Сила воли, привычка побеждать, завоевывать, уверенность в себе и как бы дерзкий вызов всем и всему — да, он действовал так, словно перед ним не могло быть препятствий. Жизнь он знал необыкновенно — внутри у него была сталь. — он был человеком не только волевым, но и внутренне сосредоточенным. Он любил подлинное творчество и был строгим судьей. В глубине души он был человеком добрым, но при всей доброте требовательным и строгим. В жизни был целомудренным и мужественным. Меня поражало его внутреннее чутье, а главное — сила воли и чувство собственного достоинства, а человек он был властный и не любил расхлябанности, болтливости, недомолвок и полуслов. Без него не обходились заседания по устройству больших вечеров и в дамских комитетах, куда его всегда приглашали, устроительницы его не только слушали, но и побаивались.

На людях энергичен и весел, но, оставшись один — серьезен. Он умел бороться в изгнании за жизнь, и в этом головокружительном, многоплеменном и грязном Париже главным для него была семья, а дома у него, благодаря стараниям и любви Надежды Михайловны, все было безукоризненно — и чистота такая, что ей мог позавидовать капитан любого военного корабля. На стенах висели картины, подаренные художниками, и фотографии с дарственными надписями Бунина, Шаляпина, Милюкова, Валиева, балерины Аржантины, Саши Черного, Куприна.

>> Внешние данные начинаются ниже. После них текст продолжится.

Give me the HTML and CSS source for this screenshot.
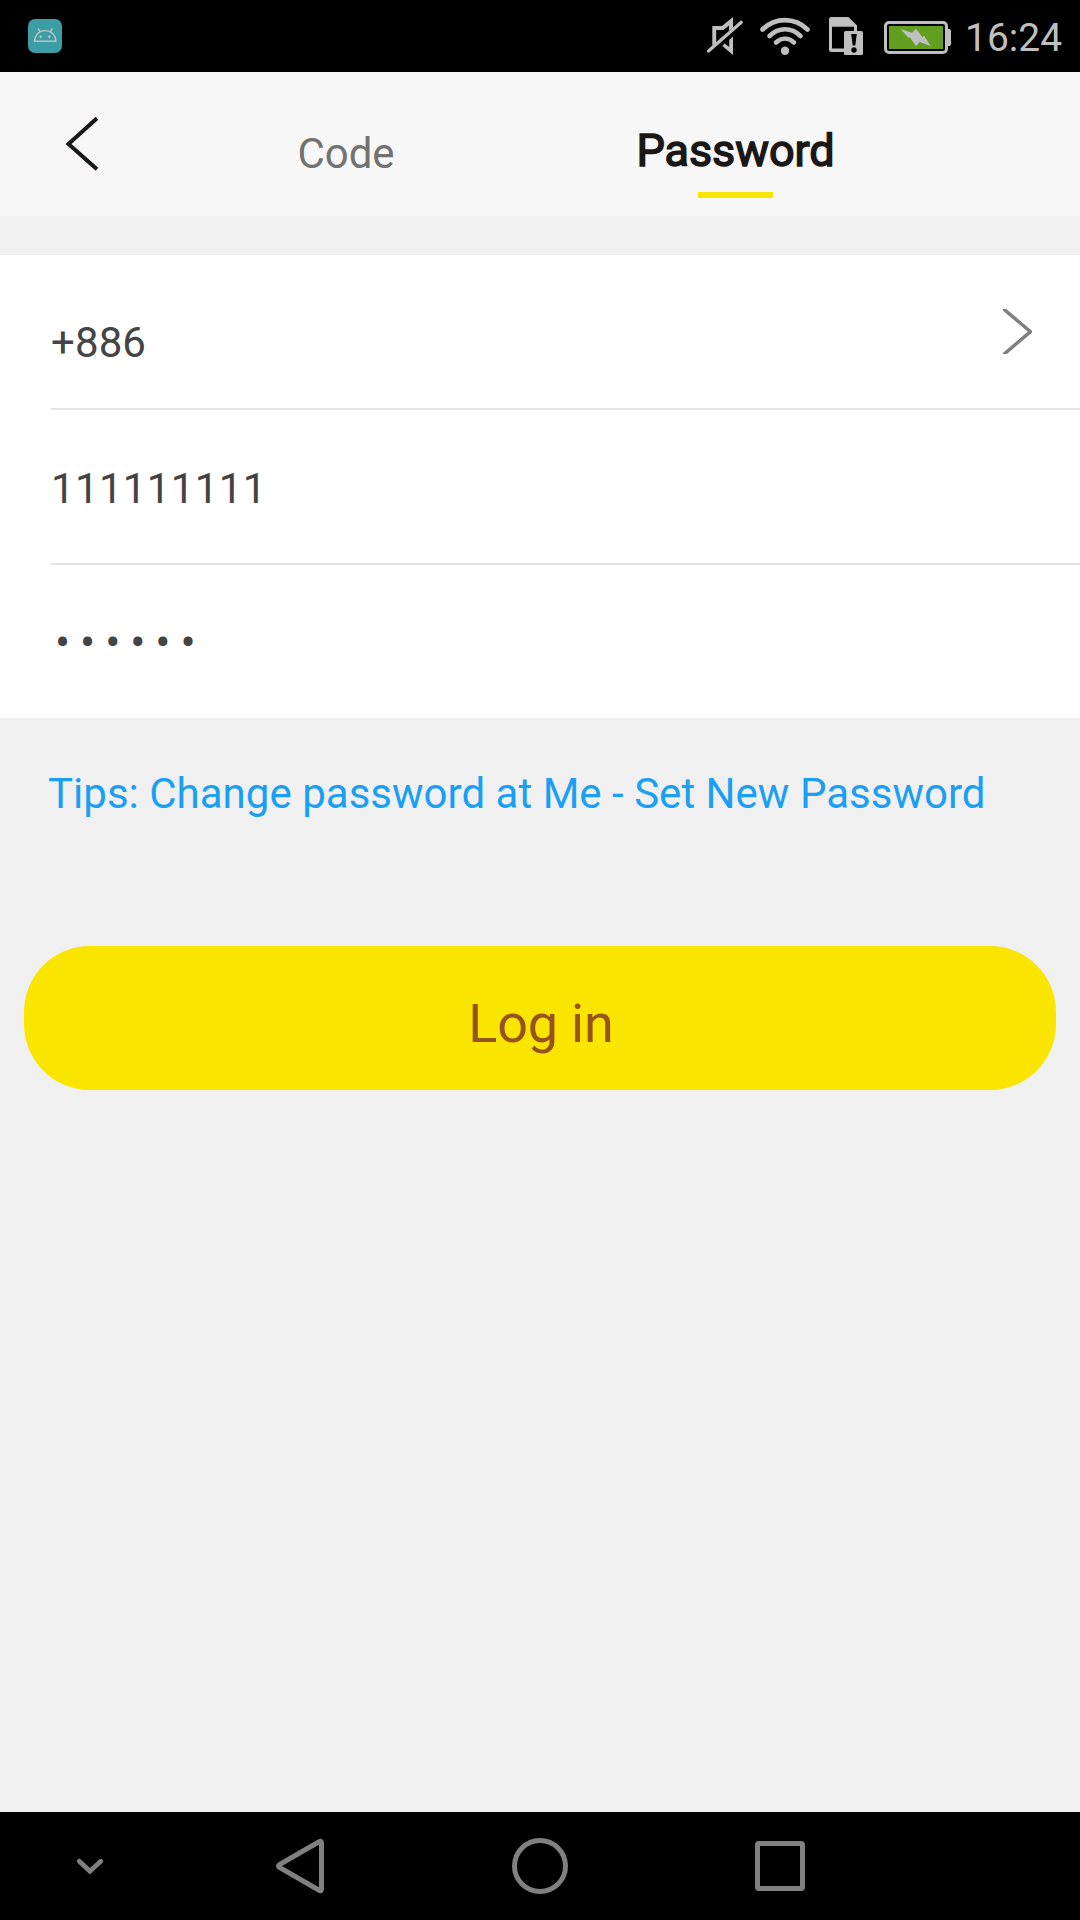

Семья для Аминада Петровича была святилищем. Для нее он работал не щадя сил. По-ветхозаветному семья была для него святая святых — он любил ее, оберегал ее от бурь житейских, а в воспитание дочери вложил всю свою душу и. отказывая себе и Надежде Михайловне во многом, все сделал для того, чтобы у Леночки было радостное и счастливое детство.